A woman actually can mix her own Bendectin with over-the-counter products. Doxylamine succinate is found in Unisom Night-time Sleep-Aid and in formulation with other ingredients in NyQuil Nighttime Colds Medicine and Vicks Formula 44 Cough Mixture, and vitamin B6 is readily available in tablet form.
“Bendectin,” said Sjoerdsma, “is safe.”
***
POSTSCRIPT: BENDECTIN REVIVED AS DICLEGIS
“Starting With Serotonin” was published in June 2008. On April 8, 2013, the FDA approved Duchesnay’s formulation of Bendectin’s two ingredients, doxylamine succinate and pyridoxine hydrochloride—in delayed-release tablets, 10 mg/10 mg, and to be sold in the U.S. under the brand name, Diclegis®—to treat NVP in women who have not improved with a change in diet or the use of other non-medicine treatments. These are women who have symptoms that are clinically significant, resulting in a diminished quality of life.
(About 1% of pregnant women, including Catherine, the Duchess of Cambridge, experience hyperemesis gravidarum, a condition characterized by persistent vomiting, loss of 5% of body weight, electrolyte imbalance, nutritional deficiencies, and dehydration, all of which pose a risk of harm to their unborn child and themselves. See Part One of this series.)
Writing in The New England Journal of Medicine shortly after the FDA’s approval of Diclegis, three physicians from the FDA’s Office of New Drugs said:
“The Bendectin experience serves as an informative case study of how decisions that are not science-based may affect the marketing and availability of a drug product and lead to adverse public health consequences. . . .
“[The] doxylamine-pyridoxine treatment is already the single most studied pharmacologic therapy for use in pregnancy, [and] the FDA will continue to carefully monitor postmarketing data related to Diclegis use.” [See Slaughter, van der Vlugt, and Joffe, “FDA Approval of Doxylamine-Pyridoxine Therapy for Use in Pregnancy, NEJM 370 (2014): 1081-83, at http://www.nejm.org/doi/pdf/10.1056/NEJMp1316042.]
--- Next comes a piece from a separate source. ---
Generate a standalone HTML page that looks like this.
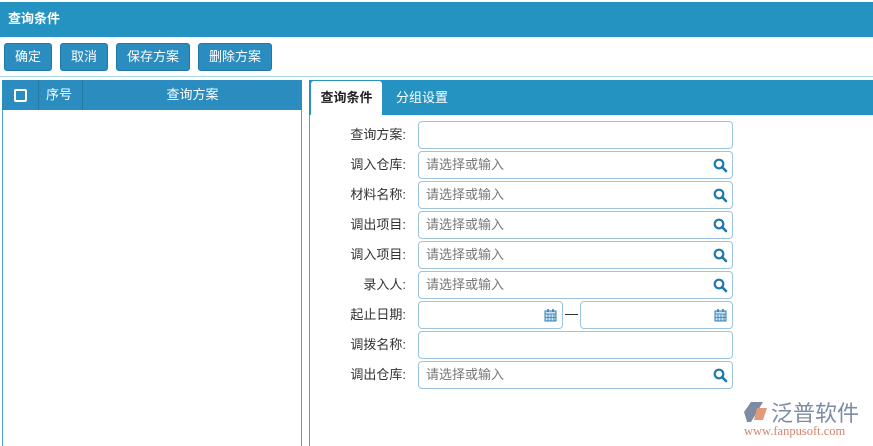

Diclegis is the only medication that is FDA-approved for NVP.
***
*These statistics were obtained from the Slaughter et al NEJM article cited in the section immediately above. It is often written that hospital admissions for excessive vomiting in pregnancy doubled after Bendectin use declined and ended in the United States, but that birth-defect rates remained constant.
**The case is Daubert v. Merrell Dow Pharmaceuticals, 509 U.S. 579 (1993). All litigators know the Daubert standard.